* _Description of the task_
Your task is to repeat all of the data exactly while excluding the pictures.

* _Supplied data_
= = = = = = =

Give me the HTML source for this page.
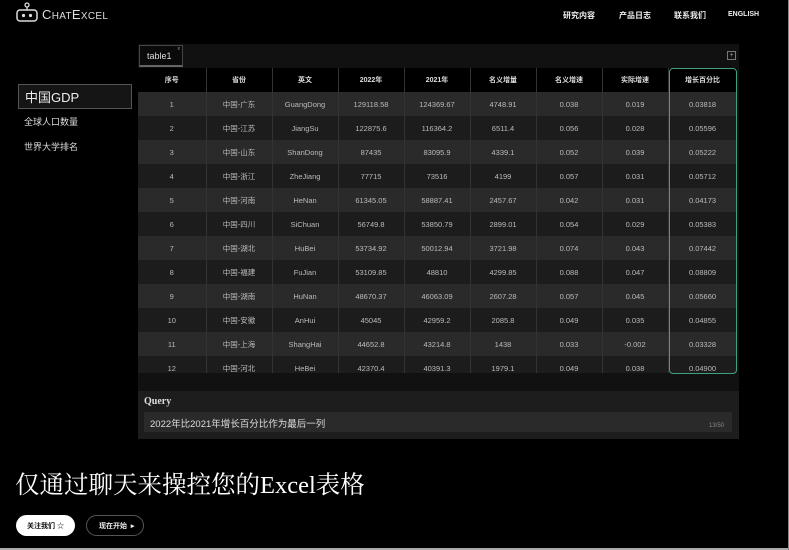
<!DOCTYPE html>
<html><head><meta charset="utf-8"><style>
*{margin:0;padding:0;box-sizing:border-box}
body{width:789px;height:550px;background:#000;position:relative;overflow:hidden;font-family:"Liberation Sans","Noto Sans CJK SC",sans-serif;color:#ddd}
.a{position:absolute}
.nav{top:10px;font-size:8px;font-weight:bold;color:#eee}
table{border-collapse:collapse;table-layout:fixed}
td{height:24px;text-align:center;font-size:7.5px;color:#bbb;border-right:1px solid #333}
tr.h td{height:24px;background:#000;color:#ddd;font-weight:bold;font-size:7px}
tr.o td{background:#2a2a2a}
tr.e td{background:#1c1c1c}
</style></head><body>
<svg class="a" style="left:16px;top:2px" width="22" height="20" viewBox="0 0 22 20"><circle cx="11" cy="3" r="2" fill="none" stroke="#ddd" stroke-width="1.3"/><line x1="11" y1="5" x2="11" y2="8" stroke="#ddd" stroke-width="1.3"/><rect x="1" y="8" width="20" height="11" rx="3" fill="none" stroke="#ddd" stroke-width="1.5"/><circle cx="7.5" cy="13.5" r="1.6" fill="#ddd"/><circle cx="14.5" cy="13.5" r="1.6" fill="#ddd"/></svg>
<div class="a" style="left:42px;top:7px;font-size:13px;color:#ddd;letter-spacing:.3px">C<span style="font-size:10px">HAT</span>E<span style="font-size:10px">XCEL</span></div>
<div class="a nav" style="left:563px">研究内容</div>
<div class="a nav" style="left:619px">产品日志</div>
<div class="a nav" style="left:674px">联系我们</div>
<div class="a nav" style="left:728px;top:11px;font-size:7px">ENGLISH</div>

<div class="a" style="left:18px;top:84px;width:114px;height:25px;border:1.5px solid #555;background:#151515;font-size:13px;color:#eee;padding:2px 0 0 6px">中国GDP</div>
<div class="a" style="left:24px;top:115px;font-size:9px;color:#ddd">全球人口数量</div>
<div class="a" style="left:24px;top:140px;font-size:9px;color:#ddd">世界大学排名</div>

<div class="a" style="left:138px;top:44px;width:601px;height:395px;background:#111"></div>
<div class="a" style="left:139px;top:45px;width:44px;height:22px;border:1px solid #444;border-bottom:2px solid #666;background:#0a0a0a;font-size:9px;color:#ddd;padding:5px 0 0 7px">table1<span style="position:absolute;right:2px;top:0;font-size:5px;color:#999">x</span></div>
<div class="a" style="left:727px;top:51px;width:9px;height:9px;border:1px solid #777;font-size:7px;line-height:7px;text-align:center;color:#999">+</div>
<div class="a" style="left:138px;top:68px;width:599px;height:305px;overflow:hidden">
<table style="width:599px">
<colgroup><col style="width:68px"><col style="width:66px"><col style="width:66px"><col style="width:66px"><col style="width:66px"><col style="width:66px"><col style="width:66px"><col style="width:66px"><col style="width:69px"></colgroup>
<tr class="h"><td>序号</td><td>省份</td><td>英文</td><td>2022年</td><td>2021年</td><td>名义增量</td><td>名义增速</td><td>实际增速</td><td>增长百分比</td></tr>
<tr class="o"><td>1</td><td>中国-广东</td><td>GuangDong</td><td>129118.58</td><td>124369.67</td><td>4748.91</td><td>0.038</td><td>0.019</td><td>0.03818</td></tr>
<tr class="e"><td>2</td><td>中国-江苏</td><td>JiangSu</td><td>122875.6</td><td>116364.2</td><td>6511.4</td><td>0.056</td><td>0.028</td><td>0.05596</td></tr>
<tr class="o"><td>3</td><td>中国-山东</td><td>ShanDong</td><td>87435</td><td>83095.9</td><td>4339.1</td><td>0.052</td><td>0.039</td><td>0.05222</td></tr>
<tr class="e"><td>4</td><td>中国-浙江</td><td>ZheJiang</td><td>77715</td><td>73516</td><td>4199</td><td>0.057</td><td>0.031</td><td>0.05712</td></tr>
<tr class="o"><td>5</td><td>中国-河南</td><td>HeNan</td><td>61345.05</td><td>58887.41</td><td>2457.67</td><td>0.042</td><td>0.031</td><td>0.04173</td></tr>
<tr class="e"><td>6</td><td>中国-四川</td><td>SiChuan</td><td>56749.8</td><td>53850.79</td><td>2899.01</td><td>0.054</td><td>0.029</td><td>0.05383</td></tr>
<tr class="o"><td>7</td><td>中国-湖北</td><td>HuBei</td><td>53734.92</td><td>50012.94</td><td>3721.98</td><td>0.074</td><td>0.043</td><td>0.07442</td></tr>
<tr class="e"><td>8</td><td>中国-福建</td><td>FuJian</td><td>53109.85</td><td>48810</td><td>4299.85</td><td>0.088</td><td>0.047</td><td>0.08809</td></tr>
<tr class="o"><td>9</td><td>中国-湖南</td><td>HuNan</td><td>48670.37</td><td>46063.09</td><td>2607.28</td><td>0.057</td><td>0.045</td><td>0.05660</td></tr>
<tr class="e"><td>10</td><td>中国-安徽</td><td>AnHui</td><td>45045</td><td>42959.2</td><td>2085.8</td><td>0.049</td><td>0.035</td><td>0.04855</td></tr>
<tr class="o"><td>11</td><td>中国-上海</td><td>ShangHai</td><td>44652.8</td><td>43214.8</td><td>1438</td><td>0.033</td><td>-0.002</td><td>0.03328</td></tr>
<tr class="e"><td>12</td><td>中国-河北</td><td>HeBei</td><td>42370.4</td><td>40391.3</td><td>1979.1</td><td>0.049</td><td>0.038</td><td>0.04900</td></tr>
</table></div>
<div class="a" style="left:669px;top:68px;width:68px;height:306px;border:1.5px solid #3fa07c;border-radius:4px"></div>
<div class="a" style="left:138px;top:391px;width:601px;height:48px;background:#1d1d1d"></div>
<div class="a" style="left:144px;top:396px;font-family:'Liberation Serif',serif;font-weight:bold;font-size:10px;color:#ddd">Query</div>
<div class="a" style="left:144px;top:412px;width:588px;height:20px;background:#2a2a2a;font-size:9.5px;color:#ddd;padding:4px 0 0 6px">2022年比2021年增长百分比作为最后一列</div>
<div class="a" style="left:709px;top:423px;font-size:6px;color:#888">13/50</div>

<div class="a" style="left:15px;top:466px;font-family:'Liberation Serif','Noto Serif CJK SC',serif;font-size:24.5px;color:#fff">仅通过聊天来操控您的Excel表格</div>
<div class="a" style="left:16px;top:515px;width:59px;height:21px;border-radius:11px;background:#fff;color:#111;font-size:7px;font-weight:bold;padding:6px 0 0 11px">关注我们 ☆</div>
<div class="a" style="left:86px;top:515px;width:58px;height:21px;border-radius:11px;border:1px solid #555;color:#eee;font-size:7px;font-weight:bold;padding:5px 0 0 12px">现在开始 &nbsp;▸</div>
<div class="a" style="left:0;top:548px;width:789px;height:2px;background:#aaa"></div>
<div class="a" style="left:788px;top:0;width:1px;height:550px;background:#888"></div>
</body></html>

= = = = = = =

* _Result of the task_
Give me the HTML source for this page.
<!DOCTYPE html>
<html><head><meta charset="utf-8"><style>
*{margin:0;padding:0;box-sizing:border-box}
body{width:789px;height:550px;background:#000;position:relative;overflow:hidden;font-family:"Liberation Sans","Noto Sans CJK SC",sans-serif;color:#ddd}
.a{position:absolute}
.nav{top:10px;font-size:8px;font-weight:bold;color:#eee}
table{border-collapse:collapse;table-layout:fixed}
td{height:24px;text-align:center;font-size:7.5px;color:#bbb;border-right:1px solid #333}
tr.h td{height:24px;background:#000;color:#ddd;font-weight:bold;font-size:7px}
tr.o td{background:#2a2a2a}
tr.e td{background:#1c1c1c}
</style></head><body>
<svg class="a" style="left:16px;top:2px" width="22" height="20" viewBox="0 0 22 20"><circle cx="11" cy="3" r="2" fill="none" stroke="#ddd" stroke-width="1.3"/><line x1="11" y1="5" x2="11" y2="8" stroke="#ddd" stroke-width="1.3"/><rect x="1" y="8" width="20" height="11" rx="3" fill="none" stroke="#ddd" stroke-width="1.5"/><circle cx="7.5" cy="13.5" r="1.6" fill="#ddd"/><circle cx="14.5" cy="13.5" r="1.6" fill="#ddd"/></svg>
<div class="a" style="left:42px;top:7px;font-size:13px;color:#ddd;letter-spacing:.3px">C<span style="font-size:10px">HAT</span>E<span style="font-size:10px">XCEL</span></div>
<div class="a nav" style="left:563px">研究内容</div>
<div class="a nav" style="left:619px">产品日志</div>
<div class="a nav" style="left:674px">联系我们</div>
<div class="a nav" style="left:728px;top:11px;font-size:7px">ENGLISH</div>

<div class="a" style="left:18px;top:84px;width:114px;height:25px;border:1.5px solid #555;background:#151515;font-size:13px;color:#eee;padding:2px 0 0 6px">中国GDP</div>
<div class="a" style="left:24px;top:115px;font-size:9px;color:#ddd">全球人口数量</div>
<div class="a" style="left:24px;top:140px;font-size:9px;color:#ddd">世界大学排名</div>

<div class="a" style="left:138px;top:44px;width:601px;height:395px;background:#111"></div>
<div class="a" style="left:139px;top:45px;width:44px;height:22px;border:1px solid #444;border-bottom:2px solid #666;background:#0a0a0a;font-size:9px;color:#ddd;padding:5px 0 0 7px">table1<span style="position:absolute;right:2px;top:0;font-size:5px;color:#999">x</span></div>
<div class="a" style="left:727px;top:51px;width:9px;height:9px;border:1px solid #777;font-size:7px;line-height:7px;text-align:center;color:#999">+</div>
<div class="a" style="left:138px;top:68px;width:599px;height:305px;overflow:hidden">
<table style="width:599px">
<colgroup><col style="width:68px"><col style="width:66px"><col style="width:66px"><col style="width:66px"><col style="width:66px"><col style="width:66px"><col style="width:66px"><col style="width:66px"><col style="width:69px"></colgroup>
<tr class="h"><td>序号</td><td>省份</td><td>英文</td><td>2022年</td><td>2021年</td><td>名义增量</td><td>名义增速</td><td>实际增速</td><td>增长百分比</td></tr>
<tr class="o"><td>1</td><td>中国-广东</td><td>GuangDong</td><td>129118.58</td><td>124369.67</td><td>4748.91</td><td>0.038</td><td>0.019</td><td>0.03818</td></tr>
<tr class="e"><td>2</td><td>中国-江苏</td><td>JiangSu</td><td>122875.6</td><td>116364.2</td><td>6511.4</td><td>0.056</td><td>0.028</td><td>0.05596</td></tr>
<tr class="o"><td>3</td><td>中国-山东</td><td>ShanDong</td><td>87435</td><td>83095.9</td><td>4339.1</td><td>0.052</td><td>0.039</td><td>0.05222</td></tr>
<tr class="e"><td>4</td><td>中国-浙江</td><td>ZheJiang</td><td>77715</td><td>73516</td><td>4199</td><td>0.057</td><td>0.031</td><td>0.05712</td></tr>
<tr class="o"><td>5</td><td>中国-河南</td><td>HeNan</td><td>61345.05</td><td>58887.41</td><td>2457.67</td><td>0.042</td><td>0.031</td><td>0.04173</td></tr>
<tr class="e"><td>6</td><td>中国-四川</td><td>SiChuan</td><td>56749.8</td><td>53850.79</td><td>2899.01</td><td>0.054</td><td>0.029</td><td>0.05383</td></tr>
<tr class="o"><td>7</td><td>中国-湖北</td><td>HuBei</td><td>53734.92</td><td>50012.94</td><td>3721.98</td><td>0.074</td><td>0.043</td><td>0.07442</td></tr>
<tr class="e"><td>8</td><td>中国-福建</td><td>FuJian</td><td>53109.85</td><td>48810</td><td>4299.85</td><td>0.088</td><td>0.047</td><td>0.08809</td></tr>
<tr class="o"><td>9</td><td>中国-湖南</td><td>HuNan</td><td>48670.37</td><td>46063.09</td><td>2607.28</td><td>0.057</td><td>0.045</td><td>0.05660</td></tr>
<tr class="e"><td>10</td><td>中国-安徽</td><td>AnHui</td><td>45045</td><td>42959.2</td><td>2085.8</td><td>0.049</td><td>0.035</td><td>0.04855</td></tr>
<tr class="o"><td>11</td><td>中国-上海</td><td>ShangHai</td><td>44652.8</td><td>43214.8</td><td>1438</td><td>0.033</td><td>-0.002</td><td>0.03328</td></tr>
<tr class="e"><td>12</td><td>中国-河北</td><td>HeBei</td><td>42370.4</td><td>40391.3</td><td>1979.1</td><td>0.049</td><td>0.038</td><td>0.04900</td></tr>
</table></div>
<div class="a" style="left:669px;top:68px;width:68px;height:306px;border:1.5px solid #3fa07c;border-radius:4px"></div>
<div class="a" style="left:138px;top:391px;width:601px;height:48px;background:#1d1d1d"></div>
<div class="a" style="left:144px;top:396px;font-family:'Liberation Serif',serif;font-weight:bold;font-size:10px;color:#ddd">Query</div>
<div class="a" style="left:144px;top:412px;width:588px;height:20px;background:#2a2a2a;font-size:9.5px;color:#ddd;padding:4px 0 0 6px">2022年比2021年增长百分比作为最后一列</div>
<div class="a" style="left:709px;top:423px;font-size:6px;color:#888">13/50</div>

<div class="a" style="left:15px;top:466px;font-family:'Liberation Serif','Noto Serif CJK SC',serif;font-size:24.5px;color:#fff">仅通过聊天来操控您的Excel表格</div>
<div class="a" style="left:16px;top:515px;width:59px;height:21px;border-radius:11px;background:#fff;color:#111;font-size:7px;font-weight:bold;padding:6px 0 0 11px">关注我们 ☆</div>
<div class="a" style="left:86px;top:515px;width:58px;height:21px;border-radius:11px;border:1px solid #555;color:#eee;font-size:7px;font-weight:bold;padding:5px 0 0 12px">现在开始 &nbsp;▸</div>
<div class="a" style="left:0;top:548px;width:789px;height:2px;background:#aaa"></div>
<div class="a" style="left:788px;top:0;width:1px;height:550px;background:#888"></div>
</body></html>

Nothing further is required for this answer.